The Rule of Third / Golden Ratio is also a balancing technique use by designers.
"The rule of thirds is a technique derived from the use of early grid systems in composition. It is applied by dividing a medium into thirds both vertically and horizontally, creating an invisible grid of nine rectangles and four intersections."
(Lidwell, Holden and Butler 2003: p.208)
• Emphasis –
Determine the weights, spaces and perspective and where the eye dominance goes first in a design. It is the focal point or center of interest of a composition (First element of the visual hierarchy).
• Rhythm and Repetition –
The elements that used repeatedly are known as rhythms. Rhythms are well organized movements. Repetitive elements throughout a design can be used to enhance and clarify information.
• Unity –
Unity is the combination of all the design principles.
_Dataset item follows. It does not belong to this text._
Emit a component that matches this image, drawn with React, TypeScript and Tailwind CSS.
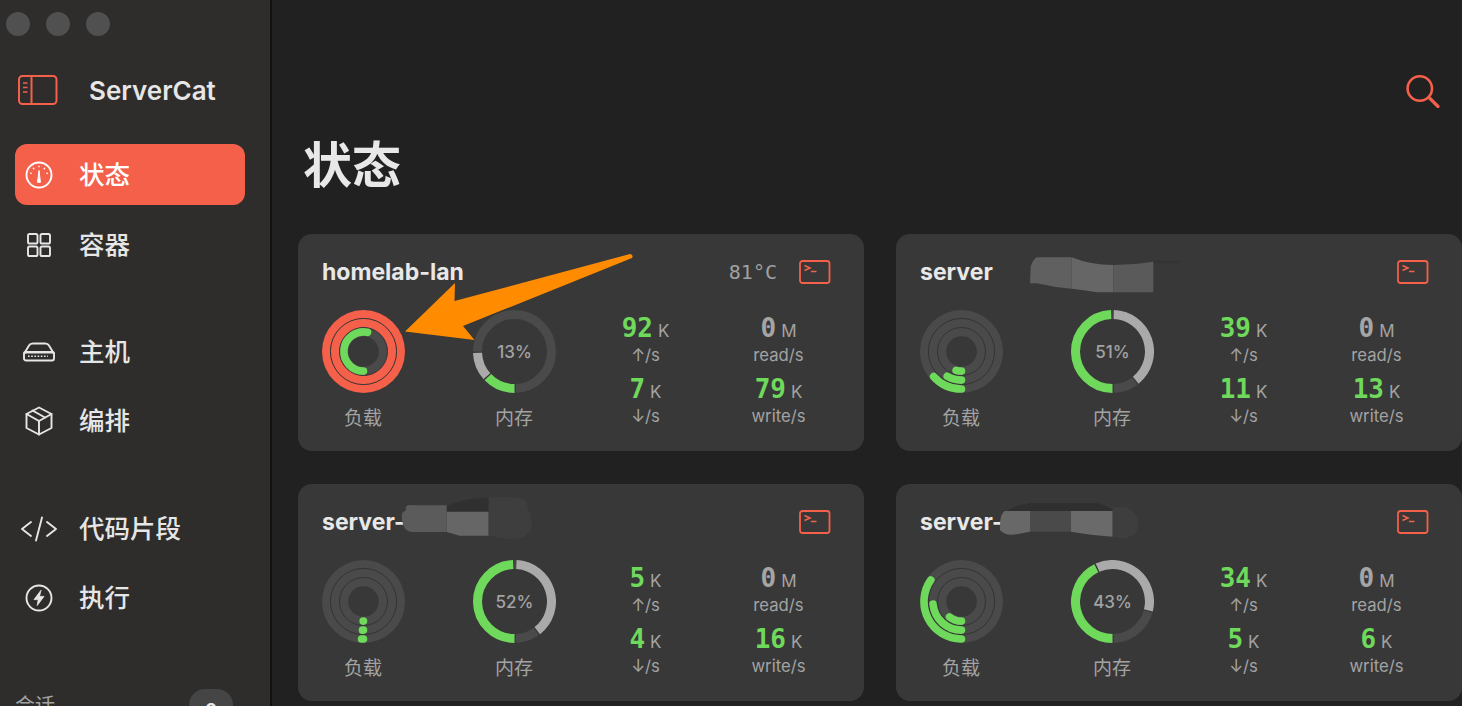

Butterick (2007) states that, "Typography is the visual component of the written word. Typography is for the benefit of the reader, not the writer." Typography plays a major role in web designing. Reader's attraction and attention is depending on the design and typography. In web typography, the analyst had founded many font typefaces (Serifs, Sans Serifs, Display, Monospace, Handwriting etc.). Among them Serif and Sans Serifs fonts are uses commonly.
• Serif fonts –
Brackets are the supportive curves which connect the serif to the stroke.
E.g. - Designing Concepts into a Temple Website
• Sans Serif Font –
Un-bracketed serifs are attached sharply and usually at 90 degree angles. Designers use "Sans Serif" fonts than "Serifs". Hence Sans Serifs are legible and readable than Serif fonts.
E.g. - Designing Concepts into a Temple Website
Designers use Capital fonts rarely. Usually capital fonts are used for titles or to get the attention of the reader. Before use capital fonts, designers must think twice. Hence capital fonts are hard to read quickly.
Nowadays web designers use Web Fonts. Web fonts are downloaded by the user's browser while rendering the webpage, and then applied to text. Developers can reduce the file sizes and add various kind of spectacular web fonts. The default size of a web font is 16px (1em, 12pts, 100%). The default colour is black.
Readers do not like to read lengthy texts. Readers want quick information. Developers and designers should apply the data and information short and sweet. Left aligning the texts and breaking the sentences into paragraphs are some of the tricks that designers can use. The main objective of a website is to provide 100% clear data and information (Readability and legibility). It is clear that typography is the main key to achieve this objective.